### What is asked
Keep the pictures out of the copy and repeat the records exactly.

┏━━

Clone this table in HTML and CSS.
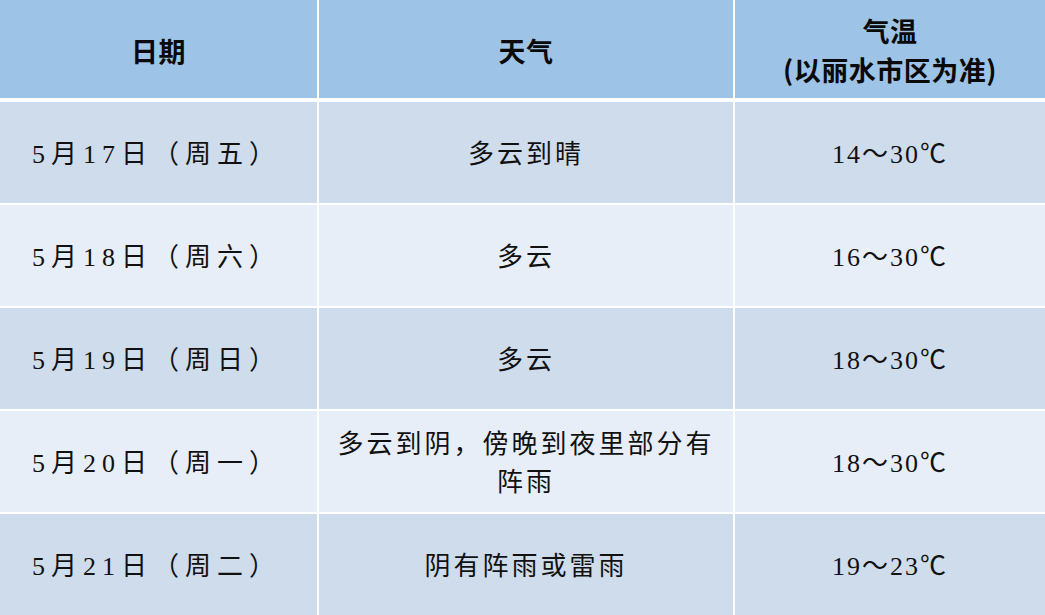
FILE: index.html
```html
<!DOCTYPE html>
<html lang="zh-CN">
<head>
<meta charset="utf-8">
<title>丽水天气预报</title>
<link rel="stylesheet" href="styles.css">
</head>
<body>
<div class="table">
  <div class="cell head"><span class="line">日期</span></div>
  <div class="cell head"><span class="line">天气</span></div>
  <div class="cell head stack"><span class="line">气温</span><span class="line">(以丽水市区为准)</span></div>

  <div class="cell dark date">5月17日（周五）</div>
  <div class="cell dark">多云到晴</div>
  <div class="cell dark temp">14～30℃</div>

  <div class="cell light date">5月18日（周六）</div>
  <div class="cell light">多云</div>
  <div class="cell light temp">16～30℃</div>

  <div class="cell dark date">5月19日（周日）</div>
  <div class="cell dark">多云</div>
  <div class="cell dark temp">18～30℃</div>

  <div class="cell light date">5月20日（周一）</div>
  <div class="cell light stack"><span class="wline">多云到阴，傍晚到夜里部分有</span><span class="wline">阵雨</span></div>
  <div class="cell light temp">18～30℃</div>

  <div class="cell dark date">5月21日（周二）</div>
  <div class="cell dark">阴有阵雨或雷雨</div>
  <div class="cell dark temp">19～23℃</div>
</div>
</body>
</html>
```

FILE: styles.css
```css
html, body {
  margin: 0;
  padding: 0;
  background: #ffffff;
}

.table {
  width: 1045px;
  height: 615px;
  display: grid;
  grid-template-columns: 317px 414px 310px;
  grid-template-rows: 100px repeat(4, 101px) 1fr;
  gap: 2px;
  background: #ffffff;
}

.cell {
  display: flex;
  align-items: center;
  justify-content: center;
  text-align: center;
  padding-top: 5px;
  box-sizing: border-box;
  color: #111111;
  font-family: "Liberation Serif", "Noto Sans CJK SC", serif;
  font-size: 26px;
  letter-spacing: 3px;
  line-height: 38px;
}

.stack {
  flex-direction: column;
}

.line {
  display: block;
  height: 39px;
  line-height: 39px;
}

.wline {
  display: block;
  height: 38px;
  line-height: 38px;
}

.head {
  margin-bottom: 2px;
  padding-top: 2px;
  background: #9dc3e6;
  font-family: "Noto Sans CJK SC", sans-serif;
  font-weight: 700;
  font-size: 27px;
  letter-spacing: 0.5px;
  color: #0a0a0a;
}

.dark {
  background: #cfdcec;
}

.light {
  background: #e8eef7;
}

.date {
  padding-right: 4px;
  letter-spacing: 6px;
}

.temp {
  letter-spacing: 2px;
}
```
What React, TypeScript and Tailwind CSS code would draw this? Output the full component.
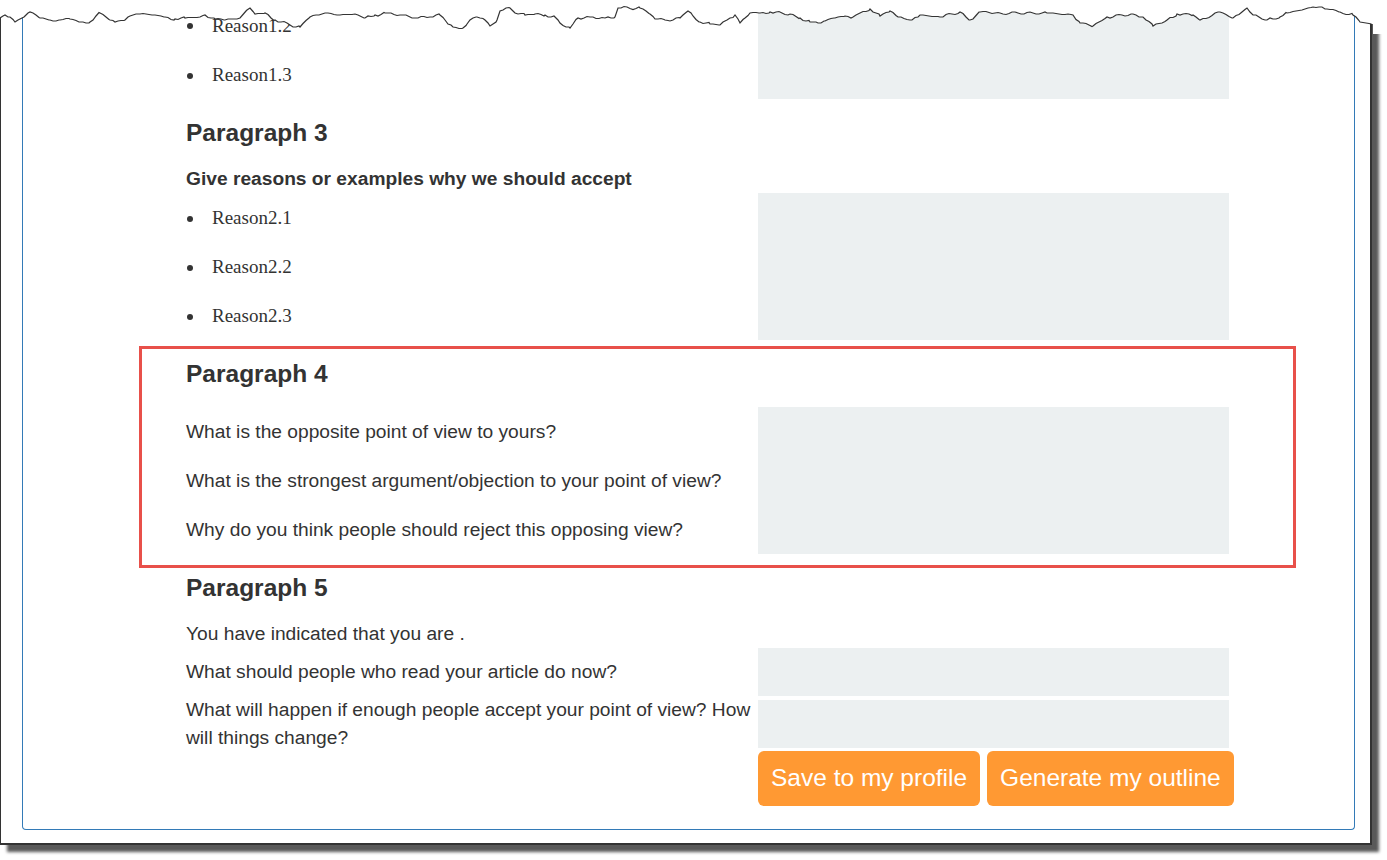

┗━━

### Solution
Clone this table in HTML and CSS.
FILE: index.html
```html
<!DOCTYPE html>
<html lang="zh-CN">
<head>
<meta charset="utf-8">
<title>丽水天气预报</title>
<link rel="stylesheet" href="styles.css">
</head>
<body>
<div class="table">
  <div class="cell head"><span class="line">日期</span></div>
  <div class="cell head"><span class="line">天气</span></div>
  <div class="cell head stack"><span class="line">气温</span><span class="line">(以丽水市区为准)</span></div>

  <div class="cell dark date">5月17日（周五）</div>
  <div class="cell dark">多云到晴</div>
  <div class="cell dark temp">14～30℃</div>

  <div class="cell light date">5月18日（周六）</div>
  <div class="cell light">多云</div>
  <div class="cell light temp">16～30℃</div>

  <div class="cell dark date">5月19日（周日）</div>
  <div class="cell dark">多云</div>
  <div class="cell dark temp">18～30℃</div>

  <div class="cell light date">5月20日（周一）</div>
  <div class="cell light stack"><span class="wline">多云到阴，傍晚到夜里部分有</span><span class="wline">阵雨</span></div>
  <div class="cell light temp">18～30℃</div>

  <div class="cell dark date">5月21日（周二）</div>
  <div class="cell dark">阴有阵雨或雷雨</div>
  <div class="cell dark temp">19～23℃</div>
</div>
</body>
</html>
```

FILE: styles.css
```css
html, body {
  margin: 0;
  padding: 0;
  background: #ffffff;
}

.table {
  width: 1045px;
  height: 615px;
  display: grid;
  grid-template-columns: 317px 414px 310px;
  grid-template-rows: 100px repeat(4, 101px) 1fr;
  gap: 2px;
  background: #ffffff;
}

.cell {
  display: flex;
  align-items: center;
  justify-content: center;
  text-align: center;
  padding-top: 5px;
  box-sizing: border-box;
  color: #111111;
  font-family: "Liberation Serif", "Noto Sans CJK SC", serif;
  font-size: 26px;
  letter-spacing: 3px;
  line-height: 38px;
}

.stack {
  flex-direction: column;
}

.line {
  display: block;
  height: 39px;
  line-height: 39px;
}

.wline {
  display: block;
  height: 38px;
  line-height: 38px;
}

.head {
  margin-bottom: 2px;
  padding-top: 2px;
  background: #9dc3e6;
  font-family: "Noto Sans CJK SC", sans-serif;
  font-weight: 700;
  font-size: 27px;
  letter-spacing: 0.5px;
  color: #0a0a0a;
}

.dark {
  background: #cfdcec;
}

.light {
  background: #e8eef7;
}

.date {
  padding-right: 4px;
  letter-spacing: 6px;
}

.temp {
  letter-spacing: 2px;
}
```
What React, TypeScript and Tailwind CSS code would draw this? Output the full component.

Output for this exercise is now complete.